Jusqu'à l'été 2018, les établissements conventionnés et partenaires pouvaient bénéficier d'un emprunt garanti par l'Etat par l'intermédiaire de l'ANEFE (association nationale pour les écoles françaises à l'étranger) pour financer leurs travaux immobiliers (160 projets garantis dans 110 établissements en 40 ans). La suspension du dispositif par la Direction du budget (à l'exception de deux projets à Panama et Mascate par arrêtés du 7 juillet 2019) empêche actuellement une quinzaine de projets d'être financés .

Le rebasage de la subvention attribuée à l'AEFE (+24,6 M€) doit permettre le financement d'investissements immobiliers sur fonds propres.
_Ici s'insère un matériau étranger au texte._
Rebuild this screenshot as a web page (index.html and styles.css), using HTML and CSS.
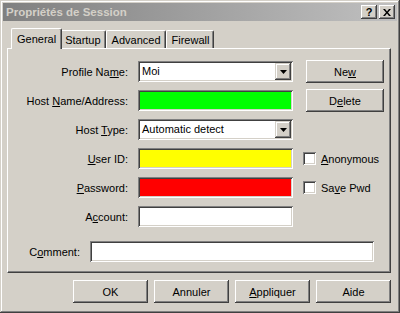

Le système actuel reste néanmoins insatisfaisant :

- En tant qu' « organisme divers d'administration centrale », l'AEFE ne peut pas emprunter auprès d'établissements de crédit 8 ( * ) . La limitation du recours à l'emprunt de certains organismes publics est une mesure de portée générale visant à limiter le gonflement de la dette publique. L'AEFE fait donc appel à des avances de l'agence France Trésor, ce qui présente de nombreux inconvénients : ces avances sont irrégulières, doivent être consommées dans l'année, et sont remboursées sur des durées plus courtes que ce qui pourrait être obtenu par emprunt. Il est donc nécessaire de permettre à l'AEFE de recourir à l'emprunt auprès d'établissements de crédit.

- Par ailleurs, un dispositif alternatif à l'ANEFE doit être mis en place dans les meilleurs délais pour permettre le recours à la garantie de l'État afin de financer le développement du réseau. Lors de son audition, M. François Delattre, Secrétaire général du ministère de l'Europe et des affaires étrangères, a fait part d'avancées récentes dans les discussions avec Bercy à ce sujet.


* 8 Article 12 de la loi n° 2010-1645 du 28 décembre 2010 de programmation des finances publiques pour les années (LPFP) 2011 à 2014 modifié par l'article 25 de la loi n° 2018-32 du 22 janvier 2018 de programmation des finances publiques pour les années 2018 à 2022.